» **What the task asks**
Lines containing the word "that" need to be counted. Please reply with how many there are, and nothing else.

» **Data shown**
▽

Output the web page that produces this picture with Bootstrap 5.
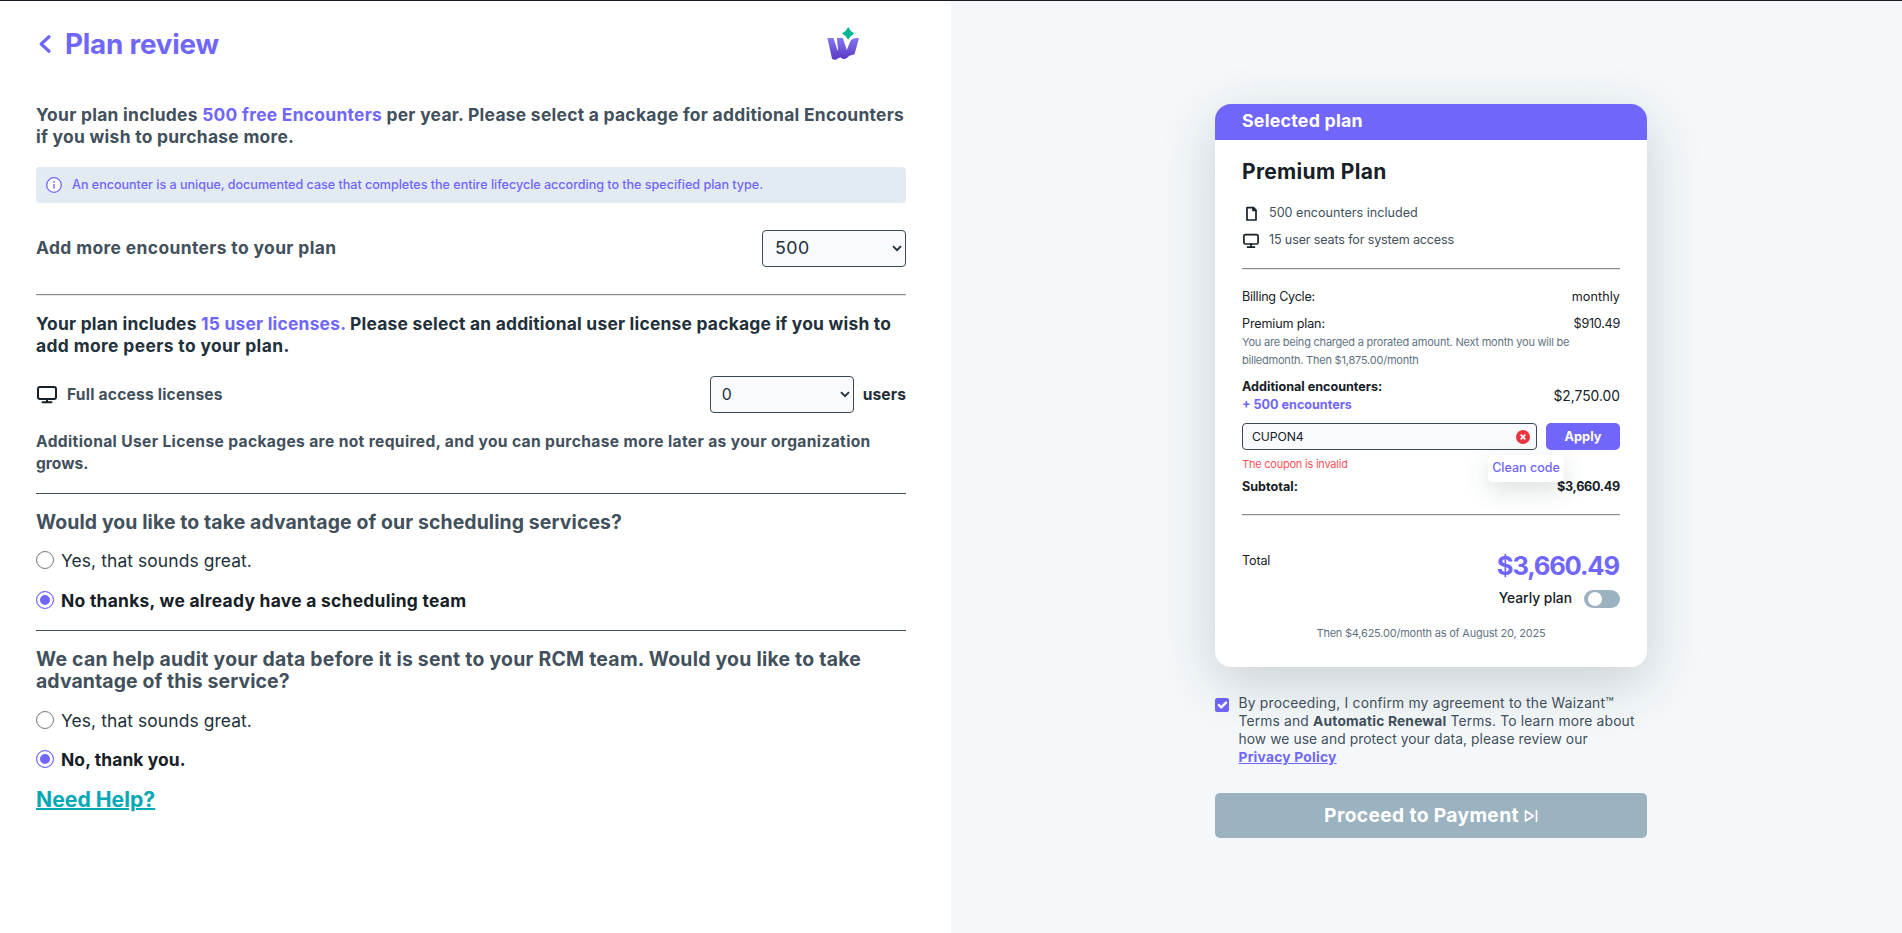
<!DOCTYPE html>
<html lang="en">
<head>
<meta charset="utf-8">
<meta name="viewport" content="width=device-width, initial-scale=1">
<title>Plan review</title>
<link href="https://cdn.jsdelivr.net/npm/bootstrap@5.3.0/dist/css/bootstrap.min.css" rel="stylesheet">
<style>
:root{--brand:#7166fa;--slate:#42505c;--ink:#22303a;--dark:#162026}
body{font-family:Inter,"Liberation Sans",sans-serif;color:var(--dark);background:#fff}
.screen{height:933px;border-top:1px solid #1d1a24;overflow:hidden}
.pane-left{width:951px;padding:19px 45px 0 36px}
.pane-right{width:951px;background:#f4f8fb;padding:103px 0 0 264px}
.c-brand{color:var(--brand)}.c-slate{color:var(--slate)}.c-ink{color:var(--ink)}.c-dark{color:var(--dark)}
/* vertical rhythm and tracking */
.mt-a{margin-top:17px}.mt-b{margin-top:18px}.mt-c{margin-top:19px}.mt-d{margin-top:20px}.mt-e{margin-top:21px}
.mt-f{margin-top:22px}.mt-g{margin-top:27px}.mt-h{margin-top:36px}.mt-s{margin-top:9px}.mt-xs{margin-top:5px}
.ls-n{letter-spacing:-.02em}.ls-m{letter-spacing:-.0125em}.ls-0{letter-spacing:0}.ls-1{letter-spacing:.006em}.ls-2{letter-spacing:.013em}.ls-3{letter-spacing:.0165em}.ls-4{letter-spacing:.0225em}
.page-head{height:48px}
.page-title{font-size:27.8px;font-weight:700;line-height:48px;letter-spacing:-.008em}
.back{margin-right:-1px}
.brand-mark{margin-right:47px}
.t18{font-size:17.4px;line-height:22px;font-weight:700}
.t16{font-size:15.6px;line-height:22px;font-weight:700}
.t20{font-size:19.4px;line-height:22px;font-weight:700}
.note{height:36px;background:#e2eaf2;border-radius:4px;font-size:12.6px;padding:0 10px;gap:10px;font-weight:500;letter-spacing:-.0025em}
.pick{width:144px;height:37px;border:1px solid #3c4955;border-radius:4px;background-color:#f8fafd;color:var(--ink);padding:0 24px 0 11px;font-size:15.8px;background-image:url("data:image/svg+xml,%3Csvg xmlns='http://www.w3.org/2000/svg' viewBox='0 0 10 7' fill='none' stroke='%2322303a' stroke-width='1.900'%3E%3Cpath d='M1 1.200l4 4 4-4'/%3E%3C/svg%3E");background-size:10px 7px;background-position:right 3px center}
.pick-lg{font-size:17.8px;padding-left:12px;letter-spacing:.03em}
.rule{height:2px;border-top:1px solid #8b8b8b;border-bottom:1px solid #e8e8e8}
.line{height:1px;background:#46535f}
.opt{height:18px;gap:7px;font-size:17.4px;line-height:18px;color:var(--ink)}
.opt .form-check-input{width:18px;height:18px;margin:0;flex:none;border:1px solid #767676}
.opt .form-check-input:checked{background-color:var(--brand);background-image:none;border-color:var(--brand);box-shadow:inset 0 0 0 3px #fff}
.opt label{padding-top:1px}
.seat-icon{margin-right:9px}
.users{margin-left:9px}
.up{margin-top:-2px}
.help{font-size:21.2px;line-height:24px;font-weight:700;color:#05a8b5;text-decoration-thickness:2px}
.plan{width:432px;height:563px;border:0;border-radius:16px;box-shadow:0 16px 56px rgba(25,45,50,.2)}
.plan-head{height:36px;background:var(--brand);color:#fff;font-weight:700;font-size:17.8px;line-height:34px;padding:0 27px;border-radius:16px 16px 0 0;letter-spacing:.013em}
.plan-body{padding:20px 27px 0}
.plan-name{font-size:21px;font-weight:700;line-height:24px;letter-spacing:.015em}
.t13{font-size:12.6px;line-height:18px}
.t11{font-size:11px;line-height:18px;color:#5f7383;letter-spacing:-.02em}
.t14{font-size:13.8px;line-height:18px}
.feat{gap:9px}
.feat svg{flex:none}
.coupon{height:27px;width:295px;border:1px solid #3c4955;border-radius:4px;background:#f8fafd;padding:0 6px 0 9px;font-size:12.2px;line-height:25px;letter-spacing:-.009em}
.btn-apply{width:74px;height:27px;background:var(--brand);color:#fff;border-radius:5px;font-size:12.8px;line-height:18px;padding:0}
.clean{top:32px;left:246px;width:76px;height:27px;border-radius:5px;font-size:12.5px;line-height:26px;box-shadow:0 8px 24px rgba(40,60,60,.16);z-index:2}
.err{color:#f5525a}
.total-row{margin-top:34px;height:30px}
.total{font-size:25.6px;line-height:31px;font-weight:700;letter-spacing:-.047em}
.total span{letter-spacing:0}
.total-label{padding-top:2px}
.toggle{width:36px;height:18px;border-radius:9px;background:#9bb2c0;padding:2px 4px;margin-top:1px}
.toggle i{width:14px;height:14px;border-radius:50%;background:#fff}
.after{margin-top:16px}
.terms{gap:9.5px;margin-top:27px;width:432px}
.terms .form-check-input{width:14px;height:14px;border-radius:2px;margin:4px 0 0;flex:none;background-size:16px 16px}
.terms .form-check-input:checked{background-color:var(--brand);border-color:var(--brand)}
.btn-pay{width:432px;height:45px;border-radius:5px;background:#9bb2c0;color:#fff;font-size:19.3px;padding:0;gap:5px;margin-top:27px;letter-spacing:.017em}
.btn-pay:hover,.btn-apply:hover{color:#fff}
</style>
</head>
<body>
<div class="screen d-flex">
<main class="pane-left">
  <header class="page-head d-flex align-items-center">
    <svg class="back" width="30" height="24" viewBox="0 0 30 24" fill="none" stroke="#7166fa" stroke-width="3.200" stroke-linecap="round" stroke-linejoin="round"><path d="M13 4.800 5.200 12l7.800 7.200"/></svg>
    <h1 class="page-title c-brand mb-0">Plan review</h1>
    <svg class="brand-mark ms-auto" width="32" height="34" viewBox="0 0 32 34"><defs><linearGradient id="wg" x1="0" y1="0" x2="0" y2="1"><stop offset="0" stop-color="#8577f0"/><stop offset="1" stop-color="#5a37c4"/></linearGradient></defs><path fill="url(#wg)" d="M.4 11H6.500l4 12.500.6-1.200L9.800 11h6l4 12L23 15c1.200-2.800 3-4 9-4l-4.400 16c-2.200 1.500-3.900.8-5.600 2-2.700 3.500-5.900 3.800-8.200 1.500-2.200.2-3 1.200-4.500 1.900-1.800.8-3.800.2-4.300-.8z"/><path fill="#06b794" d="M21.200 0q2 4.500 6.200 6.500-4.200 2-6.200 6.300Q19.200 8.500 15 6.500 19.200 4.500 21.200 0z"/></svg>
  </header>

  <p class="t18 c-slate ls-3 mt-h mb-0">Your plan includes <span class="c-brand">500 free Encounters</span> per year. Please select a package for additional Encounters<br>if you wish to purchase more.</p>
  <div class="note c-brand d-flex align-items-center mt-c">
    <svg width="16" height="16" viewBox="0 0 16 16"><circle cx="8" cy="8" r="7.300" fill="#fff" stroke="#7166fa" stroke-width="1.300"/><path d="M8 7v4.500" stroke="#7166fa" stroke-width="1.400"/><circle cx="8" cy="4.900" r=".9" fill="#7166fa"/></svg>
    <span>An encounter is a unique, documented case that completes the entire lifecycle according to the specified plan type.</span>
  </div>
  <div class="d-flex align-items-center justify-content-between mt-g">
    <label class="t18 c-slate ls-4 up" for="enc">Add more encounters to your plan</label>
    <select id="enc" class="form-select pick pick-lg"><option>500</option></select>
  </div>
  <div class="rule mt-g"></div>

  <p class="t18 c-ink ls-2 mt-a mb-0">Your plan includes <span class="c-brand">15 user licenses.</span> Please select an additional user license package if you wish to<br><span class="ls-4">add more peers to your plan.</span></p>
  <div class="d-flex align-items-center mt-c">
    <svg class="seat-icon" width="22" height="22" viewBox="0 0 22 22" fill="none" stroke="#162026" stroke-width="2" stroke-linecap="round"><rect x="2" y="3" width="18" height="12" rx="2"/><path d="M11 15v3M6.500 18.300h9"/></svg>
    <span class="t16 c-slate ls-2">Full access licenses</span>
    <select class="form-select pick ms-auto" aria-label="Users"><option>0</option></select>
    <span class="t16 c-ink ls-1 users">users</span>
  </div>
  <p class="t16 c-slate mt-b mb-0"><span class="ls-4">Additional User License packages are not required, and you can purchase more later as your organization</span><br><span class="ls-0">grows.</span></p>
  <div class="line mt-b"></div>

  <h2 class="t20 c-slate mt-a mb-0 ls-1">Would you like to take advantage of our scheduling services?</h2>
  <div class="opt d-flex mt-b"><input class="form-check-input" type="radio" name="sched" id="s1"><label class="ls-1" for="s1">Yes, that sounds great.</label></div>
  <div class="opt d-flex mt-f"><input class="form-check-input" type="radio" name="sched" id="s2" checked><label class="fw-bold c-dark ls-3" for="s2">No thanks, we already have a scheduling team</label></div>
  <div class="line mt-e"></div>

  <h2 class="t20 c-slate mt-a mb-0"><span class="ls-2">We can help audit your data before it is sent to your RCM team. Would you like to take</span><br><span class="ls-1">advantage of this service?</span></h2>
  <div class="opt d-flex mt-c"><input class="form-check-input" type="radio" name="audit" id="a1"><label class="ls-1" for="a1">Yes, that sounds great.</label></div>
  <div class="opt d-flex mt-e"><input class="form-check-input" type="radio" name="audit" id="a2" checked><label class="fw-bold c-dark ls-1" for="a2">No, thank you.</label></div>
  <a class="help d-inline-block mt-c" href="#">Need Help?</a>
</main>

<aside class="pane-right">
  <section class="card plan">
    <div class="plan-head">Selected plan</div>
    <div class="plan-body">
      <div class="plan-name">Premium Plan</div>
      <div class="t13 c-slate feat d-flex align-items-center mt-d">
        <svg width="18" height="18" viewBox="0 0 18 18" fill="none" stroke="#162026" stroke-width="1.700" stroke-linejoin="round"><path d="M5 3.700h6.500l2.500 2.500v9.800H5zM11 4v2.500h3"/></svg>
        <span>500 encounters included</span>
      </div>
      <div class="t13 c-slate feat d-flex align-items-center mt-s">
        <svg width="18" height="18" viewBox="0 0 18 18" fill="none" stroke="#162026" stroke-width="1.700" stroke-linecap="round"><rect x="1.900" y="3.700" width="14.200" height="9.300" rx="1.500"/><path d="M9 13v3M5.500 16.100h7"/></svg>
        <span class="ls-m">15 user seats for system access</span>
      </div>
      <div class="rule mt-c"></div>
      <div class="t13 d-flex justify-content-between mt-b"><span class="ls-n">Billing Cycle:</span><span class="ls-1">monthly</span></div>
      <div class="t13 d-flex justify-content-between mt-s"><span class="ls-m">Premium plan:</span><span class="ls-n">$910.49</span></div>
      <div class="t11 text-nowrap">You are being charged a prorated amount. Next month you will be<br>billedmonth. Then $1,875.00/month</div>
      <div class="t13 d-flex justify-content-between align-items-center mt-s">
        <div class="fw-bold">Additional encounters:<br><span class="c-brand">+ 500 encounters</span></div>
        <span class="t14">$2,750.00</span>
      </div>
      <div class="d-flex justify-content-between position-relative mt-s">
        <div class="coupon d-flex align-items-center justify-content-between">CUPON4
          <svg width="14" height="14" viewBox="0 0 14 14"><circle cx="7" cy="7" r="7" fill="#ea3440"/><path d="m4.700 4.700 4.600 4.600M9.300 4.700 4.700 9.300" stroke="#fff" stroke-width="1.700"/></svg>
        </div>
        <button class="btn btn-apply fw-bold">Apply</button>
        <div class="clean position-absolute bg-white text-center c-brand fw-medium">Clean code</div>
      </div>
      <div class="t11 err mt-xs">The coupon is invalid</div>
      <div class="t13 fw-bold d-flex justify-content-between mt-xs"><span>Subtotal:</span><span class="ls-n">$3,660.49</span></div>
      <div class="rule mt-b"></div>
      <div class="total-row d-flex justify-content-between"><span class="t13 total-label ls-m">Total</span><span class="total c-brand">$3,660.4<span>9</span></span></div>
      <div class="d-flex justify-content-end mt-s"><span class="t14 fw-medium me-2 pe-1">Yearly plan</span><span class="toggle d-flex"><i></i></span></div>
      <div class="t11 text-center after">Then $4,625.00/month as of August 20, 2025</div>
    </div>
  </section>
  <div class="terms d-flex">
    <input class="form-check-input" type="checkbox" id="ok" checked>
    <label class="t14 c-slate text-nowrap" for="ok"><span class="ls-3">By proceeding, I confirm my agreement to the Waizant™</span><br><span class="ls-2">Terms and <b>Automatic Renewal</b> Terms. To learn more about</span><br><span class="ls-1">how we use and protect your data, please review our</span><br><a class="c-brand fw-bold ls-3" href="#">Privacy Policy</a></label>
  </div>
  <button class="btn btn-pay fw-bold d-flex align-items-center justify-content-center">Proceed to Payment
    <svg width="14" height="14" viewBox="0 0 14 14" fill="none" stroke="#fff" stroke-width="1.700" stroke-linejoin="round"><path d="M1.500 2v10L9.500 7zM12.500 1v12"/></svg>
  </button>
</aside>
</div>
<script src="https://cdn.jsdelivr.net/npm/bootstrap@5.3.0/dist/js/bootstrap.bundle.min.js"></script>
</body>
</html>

△

» **Answer for the task**
4